→ LISTING:
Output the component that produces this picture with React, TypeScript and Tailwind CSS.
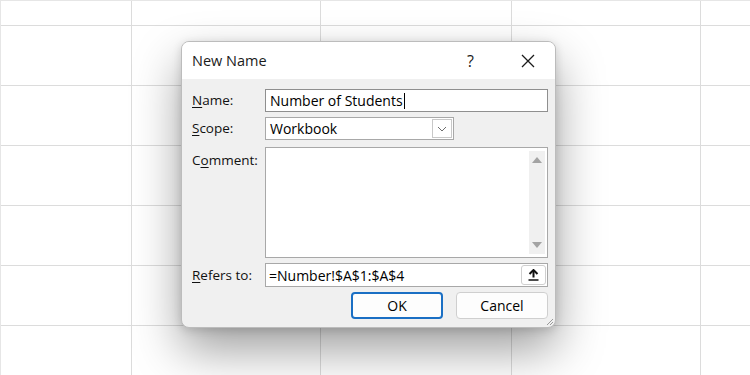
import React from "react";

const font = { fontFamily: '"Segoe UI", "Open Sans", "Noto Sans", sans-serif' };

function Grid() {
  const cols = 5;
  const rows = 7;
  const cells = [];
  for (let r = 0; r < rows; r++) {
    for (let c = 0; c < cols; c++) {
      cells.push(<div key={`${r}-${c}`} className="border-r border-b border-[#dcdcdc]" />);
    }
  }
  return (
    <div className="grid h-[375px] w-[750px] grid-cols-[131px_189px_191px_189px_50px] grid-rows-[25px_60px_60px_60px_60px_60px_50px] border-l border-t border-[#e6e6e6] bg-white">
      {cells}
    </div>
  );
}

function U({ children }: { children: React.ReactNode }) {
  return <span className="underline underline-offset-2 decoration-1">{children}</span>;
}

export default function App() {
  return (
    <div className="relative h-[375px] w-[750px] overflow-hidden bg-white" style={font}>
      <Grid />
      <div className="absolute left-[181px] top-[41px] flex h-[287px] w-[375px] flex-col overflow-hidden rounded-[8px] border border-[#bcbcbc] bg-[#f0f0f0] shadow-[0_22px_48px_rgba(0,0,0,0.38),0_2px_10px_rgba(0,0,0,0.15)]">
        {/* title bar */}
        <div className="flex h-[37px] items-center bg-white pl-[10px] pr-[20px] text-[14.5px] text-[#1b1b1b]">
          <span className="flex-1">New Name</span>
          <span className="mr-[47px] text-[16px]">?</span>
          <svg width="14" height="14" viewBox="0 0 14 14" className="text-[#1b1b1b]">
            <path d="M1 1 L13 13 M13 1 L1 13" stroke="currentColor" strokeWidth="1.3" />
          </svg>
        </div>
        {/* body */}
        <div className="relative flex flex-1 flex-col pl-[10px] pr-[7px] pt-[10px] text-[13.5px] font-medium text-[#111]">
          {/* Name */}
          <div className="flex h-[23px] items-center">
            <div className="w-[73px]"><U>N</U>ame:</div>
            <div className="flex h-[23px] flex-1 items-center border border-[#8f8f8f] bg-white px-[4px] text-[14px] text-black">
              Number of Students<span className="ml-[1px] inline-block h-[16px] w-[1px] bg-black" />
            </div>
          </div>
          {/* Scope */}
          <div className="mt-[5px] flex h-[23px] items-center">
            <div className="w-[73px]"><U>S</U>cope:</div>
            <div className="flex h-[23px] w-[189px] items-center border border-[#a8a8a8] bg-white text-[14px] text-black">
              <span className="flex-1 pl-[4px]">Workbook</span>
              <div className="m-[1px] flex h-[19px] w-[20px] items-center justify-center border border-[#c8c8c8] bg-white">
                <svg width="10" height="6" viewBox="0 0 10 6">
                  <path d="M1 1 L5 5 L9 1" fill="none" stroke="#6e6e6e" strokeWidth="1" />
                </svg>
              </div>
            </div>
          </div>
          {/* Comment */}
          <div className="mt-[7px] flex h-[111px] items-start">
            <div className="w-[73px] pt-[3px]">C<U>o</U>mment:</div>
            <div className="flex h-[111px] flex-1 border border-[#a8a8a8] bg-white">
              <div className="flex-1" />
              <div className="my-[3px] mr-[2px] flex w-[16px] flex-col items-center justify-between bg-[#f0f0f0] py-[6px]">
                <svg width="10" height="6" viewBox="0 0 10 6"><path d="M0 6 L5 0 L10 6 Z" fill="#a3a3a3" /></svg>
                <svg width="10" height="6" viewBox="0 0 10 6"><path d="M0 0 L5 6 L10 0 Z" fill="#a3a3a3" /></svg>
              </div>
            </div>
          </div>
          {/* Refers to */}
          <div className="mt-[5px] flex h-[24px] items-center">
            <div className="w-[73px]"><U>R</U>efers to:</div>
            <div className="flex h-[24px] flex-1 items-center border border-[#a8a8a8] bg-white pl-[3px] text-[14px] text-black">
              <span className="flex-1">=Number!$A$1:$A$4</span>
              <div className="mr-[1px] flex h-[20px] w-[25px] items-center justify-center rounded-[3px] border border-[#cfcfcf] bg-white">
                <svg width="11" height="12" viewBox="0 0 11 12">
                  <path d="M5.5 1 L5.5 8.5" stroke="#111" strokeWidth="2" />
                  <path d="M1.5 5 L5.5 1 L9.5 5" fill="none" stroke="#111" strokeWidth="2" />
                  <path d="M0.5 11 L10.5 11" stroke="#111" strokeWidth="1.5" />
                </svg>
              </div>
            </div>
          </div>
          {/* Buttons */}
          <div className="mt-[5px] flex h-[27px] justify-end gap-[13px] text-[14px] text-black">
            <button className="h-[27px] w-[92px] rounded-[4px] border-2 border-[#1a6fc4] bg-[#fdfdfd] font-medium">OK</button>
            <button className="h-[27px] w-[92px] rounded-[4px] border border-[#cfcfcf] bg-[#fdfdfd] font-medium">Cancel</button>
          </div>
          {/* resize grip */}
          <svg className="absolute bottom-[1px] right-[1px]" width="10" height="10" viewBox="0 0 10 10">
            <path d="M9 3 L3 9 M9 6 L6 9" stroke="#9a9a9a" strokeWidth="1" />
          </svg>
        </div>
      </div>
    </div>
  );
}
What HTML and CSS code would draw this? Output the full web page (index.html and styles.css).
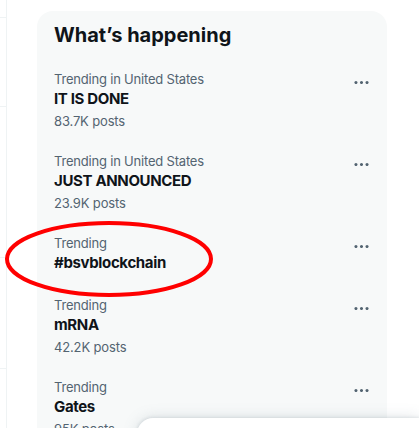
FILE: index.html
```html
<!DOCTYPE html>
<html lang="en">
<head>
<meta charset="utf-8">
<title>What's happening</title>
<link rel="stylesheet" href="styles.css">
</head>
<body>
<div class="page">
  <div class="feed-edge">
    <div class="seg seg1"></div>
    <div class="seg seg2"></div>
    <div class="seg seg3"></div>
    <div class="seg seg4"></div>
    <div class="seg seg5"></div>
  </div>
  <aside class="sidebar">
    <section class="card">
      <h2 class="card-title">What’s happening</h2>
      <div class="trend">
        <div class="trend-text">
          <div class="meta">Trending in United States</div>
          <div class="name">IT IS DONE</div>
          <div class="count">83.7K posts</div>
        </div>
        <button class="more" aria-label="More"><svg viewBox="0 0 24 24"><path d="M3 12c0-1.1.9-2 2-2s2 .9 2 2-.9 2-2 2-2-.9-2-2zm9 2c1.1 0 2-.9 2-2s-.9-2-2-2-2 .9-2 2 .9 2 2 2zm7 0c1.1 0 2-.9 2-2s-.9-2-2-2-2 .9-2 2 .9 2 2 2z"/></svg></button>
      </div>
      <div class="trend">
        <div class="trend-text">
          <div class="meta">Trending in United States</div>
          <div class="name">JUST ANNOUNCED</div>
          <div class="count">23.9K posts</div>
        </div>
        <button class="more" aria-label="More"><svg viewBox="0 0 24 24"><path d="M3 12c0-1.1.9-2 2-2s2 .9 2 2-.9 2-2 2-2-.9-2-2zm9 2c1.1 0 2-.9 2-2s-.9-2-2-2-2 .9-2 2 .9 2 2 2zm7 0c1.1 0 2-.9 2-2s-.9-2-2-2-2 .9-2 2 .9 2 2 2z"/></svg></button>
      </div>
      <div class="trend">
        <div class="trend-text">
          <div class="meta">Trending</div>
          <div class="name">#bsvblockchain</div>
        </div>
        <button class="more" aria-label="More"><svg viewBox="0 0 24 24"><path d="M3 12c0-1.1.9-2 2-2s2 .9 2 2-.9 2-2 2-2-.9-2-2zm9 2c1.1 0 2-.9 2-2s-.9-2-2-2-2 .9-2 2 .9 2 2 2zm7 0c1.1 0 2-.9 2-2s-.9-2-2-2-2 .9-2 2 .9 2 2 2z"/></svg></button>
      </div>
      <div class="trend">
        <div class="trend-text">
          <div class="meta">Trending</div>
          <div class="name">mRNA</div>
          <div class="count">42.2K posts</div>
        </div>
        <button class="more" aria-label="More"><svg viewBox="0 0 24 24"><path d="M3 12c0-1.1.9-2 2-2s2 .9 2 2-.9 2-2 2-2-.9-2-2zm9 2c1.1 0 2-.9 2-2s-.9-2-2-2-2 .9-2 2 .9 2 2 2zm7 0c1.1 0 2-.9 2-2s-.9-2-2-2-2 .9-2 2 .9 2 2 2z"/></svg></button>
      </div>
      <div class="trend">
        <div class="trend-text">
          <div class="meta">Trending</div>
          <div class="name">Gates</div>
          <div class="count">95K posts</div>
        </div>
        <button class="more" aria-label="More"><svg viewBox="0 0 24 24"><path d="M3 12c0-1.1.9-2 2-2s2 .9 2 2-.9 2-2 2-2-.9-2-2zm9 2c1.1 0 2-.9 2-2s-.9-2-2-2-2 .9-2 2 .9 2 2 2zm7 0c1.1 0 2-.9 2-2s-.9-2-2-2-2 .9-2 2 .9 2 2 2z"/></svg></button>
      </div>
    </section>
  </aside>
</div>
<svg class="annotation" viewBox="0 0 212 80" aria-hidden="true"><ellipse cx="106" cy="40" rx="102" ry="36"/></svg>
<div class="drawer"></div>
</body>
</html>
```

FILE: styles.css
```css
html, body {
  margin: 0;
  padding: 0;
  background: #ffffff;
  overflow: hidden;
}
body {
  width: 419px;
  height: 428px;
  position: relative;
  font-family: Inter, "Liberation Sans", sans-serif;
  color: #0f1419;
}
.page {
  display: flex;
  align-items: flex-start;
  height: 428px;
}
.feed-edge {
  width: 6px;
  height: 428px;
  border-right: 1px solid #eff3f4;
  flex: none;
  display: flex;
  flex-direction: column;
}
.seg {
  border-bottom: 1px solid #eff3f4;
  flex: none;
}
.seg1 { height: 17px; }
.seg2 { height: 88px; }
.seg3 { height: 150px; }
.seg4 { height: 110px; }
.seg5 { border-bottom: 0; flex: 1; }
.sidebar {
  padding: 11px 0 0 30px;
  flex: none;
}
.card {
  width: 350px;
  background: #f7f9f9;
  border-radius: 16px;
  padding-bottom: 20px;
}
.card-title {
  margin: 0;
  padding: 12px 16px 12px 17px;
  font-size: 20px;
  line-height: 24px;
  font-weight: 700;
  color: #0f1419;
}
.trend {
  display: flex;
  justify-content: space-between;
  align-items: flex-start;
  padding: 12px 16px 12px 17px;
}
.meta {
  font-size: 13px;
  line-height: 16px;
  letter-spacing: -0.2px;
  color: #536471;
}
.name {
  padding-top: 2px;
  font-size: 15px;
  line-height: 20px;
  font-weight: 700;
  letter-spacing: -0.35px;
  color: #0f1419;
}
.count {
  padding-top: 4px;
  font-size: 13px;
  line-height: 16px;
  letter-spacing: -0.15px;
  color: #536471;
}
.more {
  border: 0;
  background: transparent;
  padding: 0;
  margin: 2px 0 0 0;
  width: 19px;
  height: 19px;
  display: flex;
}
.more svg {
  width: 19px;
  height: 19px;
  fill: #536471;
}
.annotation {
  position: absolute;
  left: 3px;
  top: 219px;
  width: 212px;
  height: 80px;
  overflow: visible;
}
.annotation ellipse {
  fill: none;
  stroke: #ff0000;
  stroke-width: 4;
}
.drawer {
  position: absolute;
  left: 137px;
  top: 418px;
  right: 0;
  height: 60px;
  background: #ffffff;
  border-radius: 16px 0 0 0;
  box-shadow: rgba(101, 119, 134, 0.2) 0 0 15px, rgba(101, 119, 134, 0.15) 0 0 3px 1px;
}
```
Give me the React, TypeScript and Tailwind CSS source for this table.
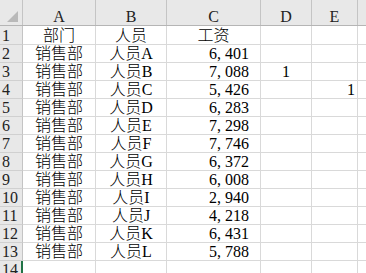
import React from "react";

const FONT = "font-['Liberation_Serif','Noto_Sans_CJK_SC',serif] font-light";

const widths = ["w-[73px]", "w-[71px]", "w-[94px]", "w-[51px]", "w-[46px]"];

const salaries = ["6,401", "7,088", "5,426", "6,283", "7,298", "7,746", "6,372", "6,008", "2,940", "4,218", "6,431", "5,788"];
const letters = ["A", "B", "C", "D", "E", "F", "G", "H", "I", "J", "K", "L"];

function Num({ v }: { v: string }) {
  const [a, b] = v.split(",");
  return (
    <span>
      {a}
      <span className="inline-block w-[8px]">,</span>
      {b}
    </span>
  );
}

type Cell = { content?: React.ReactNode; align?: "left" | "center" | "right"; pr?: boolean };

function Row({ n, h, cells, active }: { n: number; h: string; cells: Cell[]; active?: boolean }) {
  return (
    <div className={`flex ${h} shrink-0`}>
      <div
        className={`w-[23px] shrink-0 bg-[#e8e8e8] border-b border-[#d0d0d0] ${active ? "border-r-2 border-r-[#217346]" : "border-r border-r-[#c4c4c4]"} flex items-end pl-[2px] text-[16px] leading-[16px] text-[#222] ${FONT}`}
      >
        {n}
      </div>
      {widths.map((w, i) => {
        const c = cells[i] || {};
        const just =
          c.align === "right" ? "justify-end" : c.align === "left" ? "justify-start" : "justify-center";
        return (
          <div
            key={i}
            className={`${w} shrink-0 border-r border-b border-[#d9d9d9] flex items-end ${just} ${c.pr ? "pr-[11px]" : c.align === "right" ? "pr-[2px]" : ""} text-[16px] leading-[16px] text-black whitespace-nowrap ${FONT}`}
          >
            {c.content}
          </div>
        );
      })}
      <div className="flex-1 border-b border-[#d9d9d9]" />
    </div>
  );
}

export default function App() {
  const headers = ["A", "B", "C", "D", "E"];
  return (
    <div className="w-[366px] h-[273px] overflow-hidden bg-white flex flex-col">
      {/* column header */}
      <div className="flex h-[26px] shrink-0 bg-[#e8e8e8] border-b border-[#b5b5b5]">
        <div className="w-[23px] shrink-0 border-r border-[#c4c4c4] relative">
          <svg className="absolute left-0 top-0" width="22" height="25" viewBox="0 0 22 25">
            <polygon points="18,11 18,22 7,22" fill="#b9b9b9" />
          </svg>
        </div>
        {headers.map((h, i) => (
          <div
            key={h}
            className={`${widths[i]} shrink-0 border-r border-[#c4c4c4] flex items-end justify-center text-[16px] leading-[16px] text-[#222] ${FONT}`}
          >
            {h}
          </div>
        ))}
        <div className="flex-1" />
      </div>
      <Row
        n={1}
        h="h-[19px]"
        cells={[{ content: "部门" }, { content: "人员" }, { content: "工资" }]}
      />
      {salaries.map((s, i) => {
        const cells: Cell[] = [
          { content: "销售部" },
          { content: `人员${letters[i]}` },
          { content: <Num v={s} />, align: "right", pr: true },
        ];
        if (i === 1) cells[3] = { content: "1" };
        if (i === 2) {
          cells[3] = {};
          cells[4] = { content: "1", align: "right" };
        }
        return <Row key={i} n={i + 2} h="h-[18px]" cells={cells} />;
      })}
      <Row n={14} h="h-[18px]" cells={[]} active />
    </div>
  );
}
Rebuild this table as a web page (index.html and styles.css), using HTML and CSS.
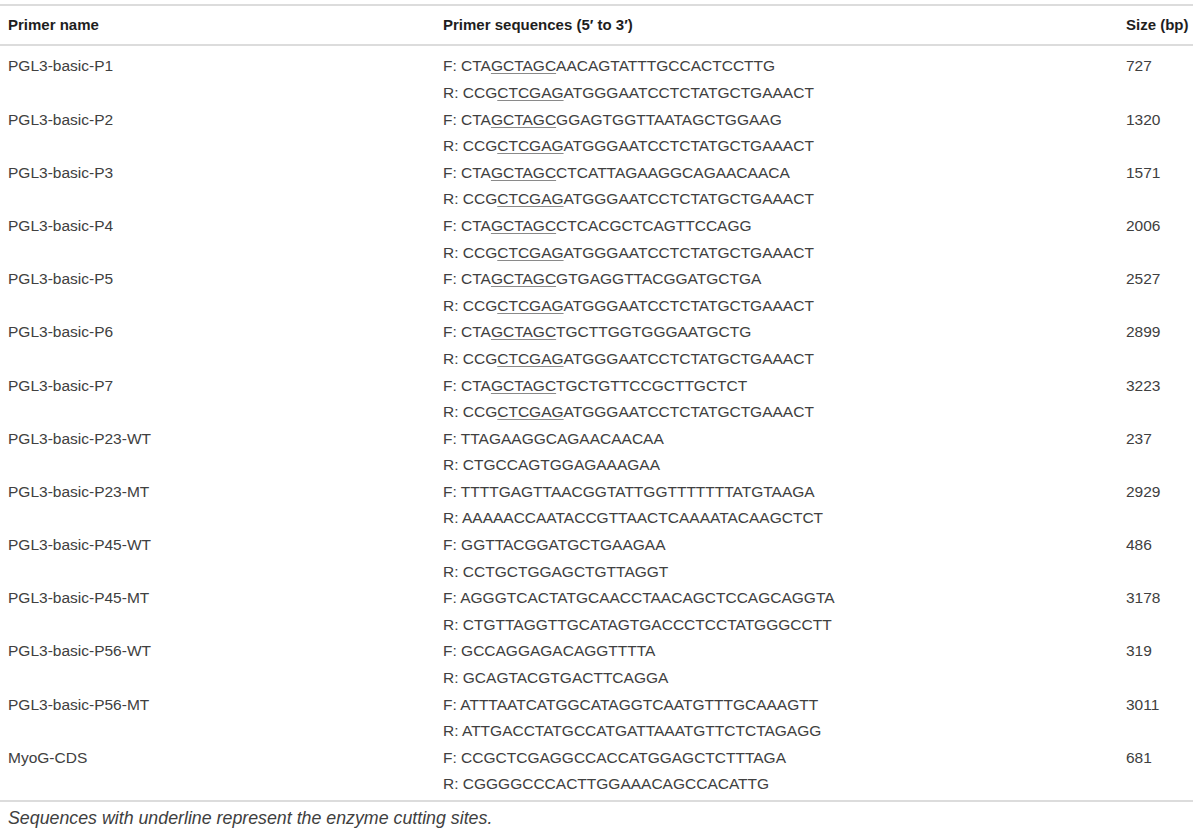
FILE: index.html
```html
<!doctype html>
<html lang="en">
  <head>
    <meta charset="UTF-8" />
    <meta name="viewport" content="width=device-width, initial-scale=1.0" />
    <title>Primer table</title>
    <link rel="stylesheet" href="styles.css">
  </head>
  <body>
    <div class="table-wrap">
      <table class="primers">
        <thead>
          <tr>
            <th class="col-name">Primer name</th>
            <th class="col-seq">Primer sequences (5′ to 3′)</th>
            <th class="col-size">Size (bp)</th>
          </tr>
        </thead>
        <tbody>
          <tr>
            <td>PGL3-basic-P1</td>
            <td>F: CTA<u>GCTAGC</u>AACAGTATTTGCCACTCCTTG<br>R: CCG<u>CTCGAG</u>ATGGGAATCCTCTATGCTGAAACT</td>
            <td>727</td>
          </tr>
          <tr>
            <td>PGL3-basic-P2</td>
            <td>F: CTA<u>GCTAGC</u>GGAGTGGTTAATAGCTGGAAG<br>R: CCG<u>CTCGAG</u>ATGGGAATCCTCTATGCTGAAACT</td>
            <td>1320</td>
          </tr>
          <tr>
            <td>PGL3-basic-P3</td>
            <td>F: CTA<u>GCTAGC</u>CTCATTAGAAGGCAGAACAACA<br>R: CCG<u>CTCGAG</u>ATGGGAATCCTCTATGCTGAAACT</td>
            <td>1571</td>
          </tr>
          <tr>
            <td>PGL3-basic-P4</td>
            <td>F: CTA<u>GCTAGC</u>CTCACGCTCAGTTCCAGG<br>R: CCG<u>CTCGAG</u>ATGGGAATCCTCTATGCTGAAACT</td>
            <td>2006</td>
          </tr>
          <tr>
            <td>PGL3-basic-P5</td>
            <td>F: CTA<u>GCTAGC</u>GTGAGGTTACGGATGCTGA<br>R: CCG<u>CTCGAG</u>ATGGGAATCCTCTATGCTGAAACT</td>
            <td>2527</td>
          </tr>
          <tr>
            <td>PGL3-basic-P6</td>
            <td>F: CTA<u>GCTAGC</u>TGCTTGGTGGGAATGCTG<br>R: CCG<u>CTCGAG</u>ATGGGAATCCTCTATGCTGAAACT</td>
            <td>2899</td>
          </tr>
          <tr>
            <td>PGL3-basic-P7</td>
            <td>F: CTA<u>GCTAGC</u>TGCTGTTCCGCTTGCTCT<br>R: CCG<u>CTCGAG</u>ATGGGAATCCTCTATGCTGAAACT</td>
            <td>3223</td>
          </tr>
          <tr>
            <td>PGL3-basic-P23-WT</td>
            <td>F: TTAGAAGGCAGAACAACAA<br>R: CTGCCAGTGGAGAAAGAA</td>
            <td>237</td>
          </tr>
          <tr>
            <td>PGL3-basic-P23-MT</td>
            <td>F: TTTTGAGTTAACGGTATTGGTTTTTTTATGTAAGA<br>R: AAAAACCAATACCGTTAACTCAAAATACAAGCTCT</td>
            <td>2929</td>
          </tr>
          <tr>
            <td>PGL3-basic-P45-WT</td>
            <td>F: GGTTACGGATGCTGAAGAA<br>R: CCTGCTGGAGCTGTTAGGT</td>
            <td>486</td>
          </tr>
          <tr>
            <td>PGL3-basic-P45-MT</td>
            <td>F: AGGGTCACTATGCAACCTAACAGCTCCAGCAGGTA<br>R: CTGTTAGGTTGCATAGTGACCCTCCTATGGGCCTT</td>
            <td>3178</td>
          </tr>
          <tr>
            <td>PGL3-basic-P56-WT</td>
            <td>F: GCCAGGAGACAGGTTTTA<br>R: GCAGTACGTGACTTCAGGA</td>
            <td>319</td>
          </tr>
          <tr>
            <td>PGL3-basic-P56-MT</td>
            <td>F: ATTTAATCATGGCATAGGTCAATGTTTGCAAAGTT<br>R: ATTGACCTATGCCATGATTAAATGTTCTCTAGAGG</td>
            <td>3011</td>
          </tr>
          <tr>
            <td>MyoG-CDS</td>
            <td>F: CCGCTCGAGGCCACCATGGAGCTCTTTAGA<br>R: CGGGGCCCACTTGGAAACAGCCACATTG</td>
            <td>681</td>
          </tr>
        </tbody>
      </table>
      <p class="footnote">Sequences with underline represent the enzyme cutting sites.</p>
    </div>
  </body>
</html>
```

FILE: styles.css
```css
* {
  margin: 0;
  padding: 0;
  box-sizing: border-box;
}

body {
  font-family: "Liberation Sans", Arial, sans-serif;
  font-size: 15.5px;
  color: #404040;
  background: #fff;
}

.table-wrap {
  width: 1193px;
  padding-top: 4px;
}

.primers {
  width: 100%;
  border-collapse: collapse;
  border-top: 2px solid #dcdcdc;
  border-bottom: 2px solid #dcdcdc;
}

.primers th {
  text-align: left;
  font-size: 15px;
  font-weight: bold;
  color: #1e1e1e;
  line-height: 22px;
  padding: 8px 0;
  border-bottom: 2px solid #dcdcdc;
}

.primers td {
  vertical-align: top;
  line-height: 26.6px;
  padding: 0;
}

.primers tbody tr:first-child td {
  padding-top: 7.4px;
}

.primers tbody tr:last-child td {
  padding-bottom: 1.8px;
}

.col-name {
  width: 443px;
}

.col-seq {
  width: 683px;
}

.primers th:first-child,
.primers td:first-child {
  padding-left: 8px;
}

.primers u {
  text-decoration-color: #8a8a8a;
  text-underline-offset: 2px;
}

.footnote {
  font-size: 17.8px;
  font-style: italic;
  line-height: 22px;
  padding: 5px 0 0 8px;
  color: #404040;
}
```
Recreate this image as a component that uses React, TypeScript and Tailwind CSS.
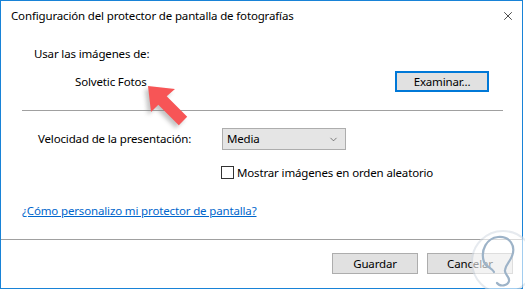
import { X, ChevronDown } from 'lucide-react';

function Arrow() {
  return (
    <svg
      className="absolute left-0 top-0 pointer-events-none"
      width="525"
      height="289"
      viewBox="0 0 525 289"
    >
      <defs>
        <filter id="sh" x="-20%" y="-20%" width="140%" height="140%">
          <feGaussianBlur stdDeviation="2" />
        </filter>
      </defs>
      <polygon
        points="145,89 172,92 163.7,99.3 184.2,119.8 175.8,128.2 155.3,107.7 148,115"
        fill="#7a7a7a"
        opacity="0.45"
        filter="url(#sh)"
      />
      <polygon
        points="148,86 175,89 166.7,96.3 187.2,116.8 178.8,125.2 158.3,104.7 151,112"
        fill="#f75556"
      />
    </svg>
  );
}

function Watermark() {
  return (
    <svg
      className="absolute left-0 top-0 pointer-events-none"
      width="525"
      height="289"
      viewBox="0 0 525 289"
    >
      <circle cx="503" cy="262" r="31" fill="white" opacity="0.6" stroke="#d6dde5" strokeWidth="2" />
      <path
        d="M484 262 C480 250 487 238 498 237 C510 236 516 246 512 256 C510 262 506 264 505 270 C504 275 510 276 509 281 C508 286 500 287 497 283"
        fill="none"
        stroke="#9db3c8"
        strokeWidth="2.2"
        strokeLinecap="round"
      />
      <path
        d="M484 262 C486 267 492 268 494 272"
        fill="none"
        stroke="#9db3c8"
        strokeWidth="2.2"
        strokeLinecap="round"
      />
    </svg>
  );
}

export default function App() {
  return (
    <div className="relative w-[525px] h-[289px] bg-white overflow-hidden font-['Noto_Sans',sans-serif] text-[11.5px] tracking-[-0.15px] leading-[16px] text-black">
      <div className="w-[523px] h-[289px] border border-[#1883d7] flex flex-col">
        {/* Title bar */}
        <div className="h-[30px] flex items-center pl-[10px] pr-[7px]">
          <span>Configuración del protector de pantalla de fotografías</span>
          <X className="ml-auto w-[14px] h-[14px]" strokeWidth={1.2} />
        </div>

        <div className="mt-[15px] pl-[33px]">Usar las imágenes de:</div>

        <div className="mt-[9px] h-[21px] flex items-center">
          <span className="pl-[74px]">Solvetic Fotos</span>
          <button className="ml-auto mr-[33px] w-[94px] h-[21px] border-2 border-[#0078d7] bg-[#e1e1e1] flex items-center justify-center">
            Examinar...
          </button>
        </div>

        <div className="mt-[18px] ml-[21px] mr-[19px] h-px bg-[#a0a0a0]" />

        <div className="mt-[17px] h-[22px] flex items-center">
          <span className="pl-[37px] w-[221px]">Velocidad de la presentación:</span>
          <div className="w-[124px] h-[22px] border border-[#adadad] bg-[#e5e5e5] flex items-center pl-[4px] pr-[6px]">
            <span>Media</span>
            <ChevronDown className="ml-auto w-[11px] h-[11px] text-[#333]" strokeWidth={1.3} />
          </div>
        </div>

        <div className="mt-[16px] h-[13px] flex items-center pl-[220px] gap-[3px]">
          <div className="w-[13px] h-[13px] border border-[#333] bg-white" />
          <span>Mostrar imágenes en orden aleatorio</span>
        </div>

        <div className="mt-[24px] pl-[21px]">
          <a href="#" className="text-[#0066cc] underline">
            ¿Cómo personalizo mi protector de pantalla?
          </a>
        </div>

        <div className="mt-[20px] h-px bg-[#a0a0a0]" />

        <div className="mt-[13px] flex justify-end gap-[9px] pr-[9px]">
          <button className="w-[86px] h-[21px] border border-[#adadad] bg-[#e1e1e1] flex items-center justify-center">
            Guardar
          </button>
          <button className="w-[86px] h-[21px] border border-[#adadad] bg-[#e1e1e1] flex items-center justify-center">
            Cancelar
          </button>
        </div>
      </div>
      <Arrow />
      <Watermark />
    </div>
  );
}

→ DO THIS: Tell how many lines of the data above hold the string "with". Give only the number.

→ FINAL RESULT: 2